Soak chickpeas in water overnight. Make sure they are completely submerged and have enough water to cover them by about 10cm.

Boil the chickpeas in unsalted water until very soft and then strain.

Blend chickpeas in food processor. Add remaining ingredients and blend until smooth.

Check seasoning and adjust to taste.


Pumpkin-pie hummus
1kg hummus base
400g roasted-pumpkin puree (see below)
30g salt
1 tbs cinnamon
100g honey
½ tbs sweet paprika

To make roasted-pumpkin puree:
2kg peeled and roughly chopped Jap pumpkin
Salt and olive oil for seasoning

Roll the pumpkin in salt and olive oil. Roast in a pre-heated 180°C oven until dark and soft. Puree to a fine paste.
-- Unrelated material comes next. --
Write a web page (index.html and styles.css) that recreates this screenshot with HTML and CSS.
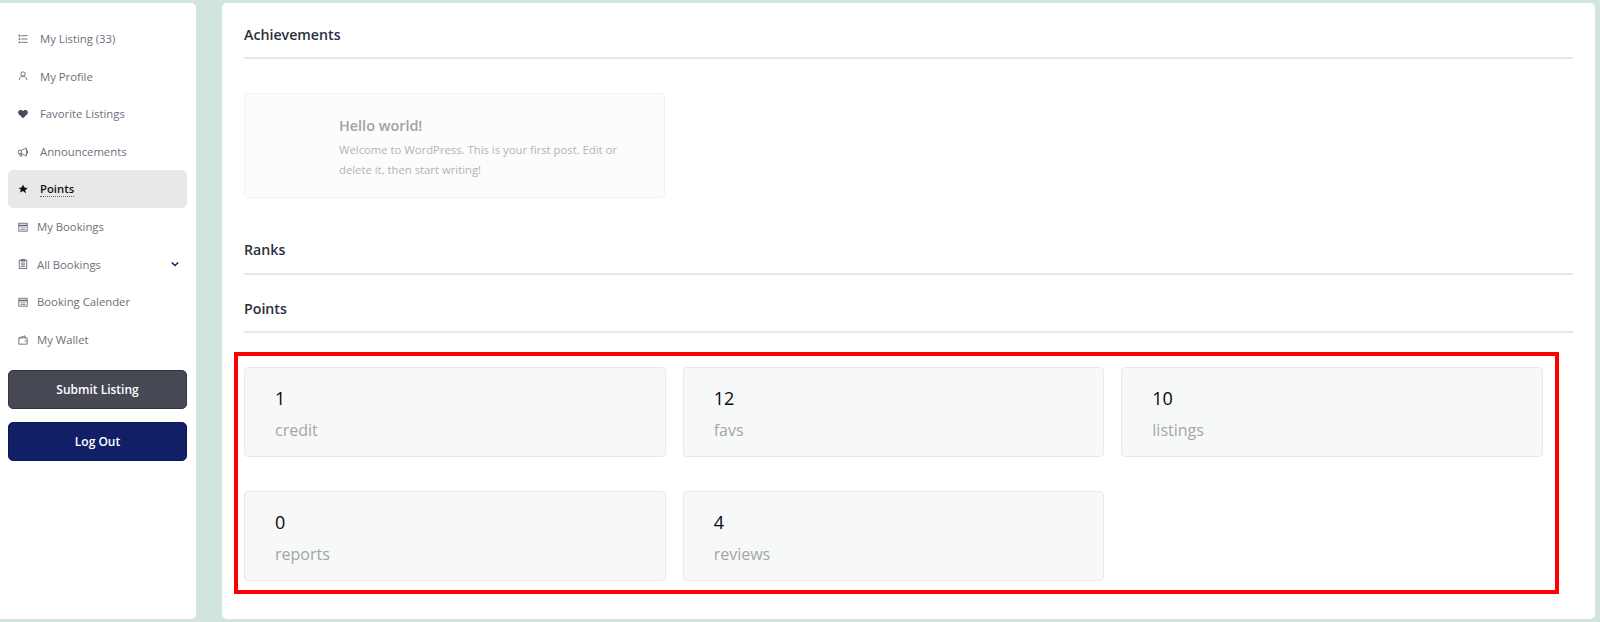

It should make approximately 1kg of puree (the pumpkin loses water as it roasts). Fold 400g of the pumpkin puree through the remainder of the ingredients and serve.

Serving suggestion: roast chicken, pickled chilli and herbs. Get a few store-bought steamed bao buns and you have a winning snack.

Caramelised-onion and cumin hummus
1kg hummus base
400g caramelised-onion puree (see below)
2 tbs salt
2 tbs toasted cumin seeds, lightly crushed
50ml pomegranate molasses

To make caramelised-onion puree:
1.5kg brown onions, peeled and finely sliced
200g butter
20g red Aleppo pepper
Salt and white pepper to taste

Place all ingredients for the caramelised-onion puree in a large, heavy-based pan on a low heat and cook until golden brown and sticky. Place in a food processor and puree until smooth. Mix 400g of the onion base into the remaining ingredients and serve.

Serving suggestion: add the hummus to a plate and make a small well. Add thinly sliced rare roast beef with some salad leaves, radishes and a walnut dressing. This can be a great starter dish.

Smoked hummus
1kg hummus base
1/2 tsp smoked essence (can be found online. A little goes a long way – be sparing)
50ml lemon juice
1 tbs salt

Mix all ingredients together and serve.

Serving suggestion: For me, this is the simplest and best hummus on the list. Buy some lamb mince, cook it with diced onions and some chilli. Add salt, almonds, pine nuts and parsley. Serve a huge pile of it onto a bowl of warm hummus and scoop it up with some fresh Arabic pita bread.

Peanut-butter hummus
1kg hummus base
500g peanut butter
200ml warm water
50g pomegranate molasses

Warm the peanut butter in the microwave with the water and pomegranate molasses, just to loosen it up a little and make it easier to mix together. Mix well with the hummus base and serve.

Serving suggestion: roast pork belly (with good crackling) chopped into chunks, with roasted carrots and Brussels sprouts.